Authenticated Diversity
Authenticated diversity combines grounding direction with semantic diversity to distinguish "diverse support" from "diverse contradiction."
The Problem with Binary Sign
A naive implementation uses sign(grounding) × diversity, but this treats -0.017 the same as -0.9. A concept with grounding of -0.017 (essentially zero/unclear) would show "diverse contradiction" if it has good diversity—a false signal.
Signed Saturation Solution
We apply Michaelis-Menten saturation to grounding before multiplying by diversity:
saturated_grounding = grounding / (|grounding| + k)
authenticated_diversity = saturated_grounding × diversity
With k = 0.3: - High grounding (±0.9) → ±0.75 weight - Medium grounding (±0.3) → ±0.50 weight - Low grounding (±0.1) → ±0.25 weight - Near-zero (±0.02) → ±0.06 weight (minimal contribution)
Example: "Cloud Storage Bucket"
- Grounding: -0.017 (essentially unclear)
- Diversity: 46%
- Old binary sign: -1 × 0.46 = -0.46 → "diverse contradiction ❌"
- New saturation: -0.017/(0.017+0.3) × 0.46 = -0.025 → minimal (honest)
The saturation function works symmetrically on both sides of zero, preventing false contradiction signals from floating-point noise while still properly weighting strong positive or negative grounding.
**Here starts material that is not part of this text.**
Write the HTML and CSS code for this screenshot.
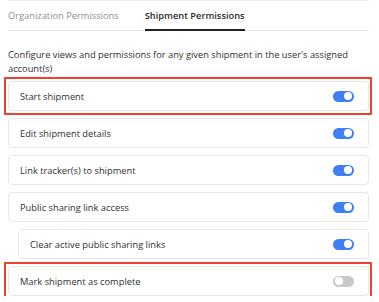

For single-source content: - Grounding ≈ 0 (can't determine direction) - Diversity is low (single perspective) - Authenticated diversity ≈ 0 × low = near zero
The math correctly reflects epistemic uncertainty.
Echo Chambers and Circular Reasoning
A single source is the ultimate echo chamber—it only agrees with itself. Even if the source emphatically supports a concept, that support is circular. The source agrees with what it said. That's not evidence; that's tautology.
Part V: The Path Forward
What Single-Source Content Tells Us
When we see single-source content with "Unclear" grounding, the system honestly communicates:
"This concept exists. One source describes it. We cannot yet determine if it's true, contested, or just an isolated claim. More sources would help us triangulate."
This is valuable information: 1. The concept has been articulated — Someone thought it worth expressing 2. Further research could strengthen or challenge it — A candidate for investigation 3. We should hold the claim lightly — Until corroborated, treat as hypothesis
The Convergence Process
- Initial state: Concept appears with one source. Grounding = 0, Confidence = low.
- Corroboration arrives: Second source supports it. Grounding shifts positive, confidence increases.
- Or contradiction arrives: Second source challenges it. Grounding shifts negative, we discover contestation.
- Multiple sources accumulate: The concept's true epistemic status emerges from the balance of evidence.
The Alternative: Manufactured Certainty
What would it look like to "fix" single-source grounding?
- Boost by source type: "ADRs get +0.5 grounding bonus" — But this is argument from authority
- Assume support if not contradicted: "No contradiction = positive" — But absence of evidence isn't evidence
- Use source count as proxy: "Any source = some support" — But one person can be wrong
All these "fixes" manufacture certainty where none exists. They make the system lie about what it knows.
Conclusion: Embracing Epistemic Limits
The goal is not to make every concept look well-grounded. The goal is to accurately represent the epistemic state of our knowledge—including its limits.
When the system reports "Unclear [45% conf]" for a single-source concept, it's being maximally honest: - "I have some neighborhood data (45% confidence)" - "But I can't determine if this concept is supported or contradicted (Unclear)" - "More sources would help me give you a better answer"
The knowledge graph is not an oracle. It's a map of what we've learned from multiple sources, with honest uncertainty markers for territories we've only glimpsed from one vantage point. Those "Unclear" markers are not failures—they're the most honest thing the system can say.
References
- ADR-044: Authenticated Diversity (sign × diversity)
- ADR-063: Semantic Diversity Metrics
- ADR-070: Polarity Axis Analysis
- Implementation:
api/api/services/confidence_analyzer.py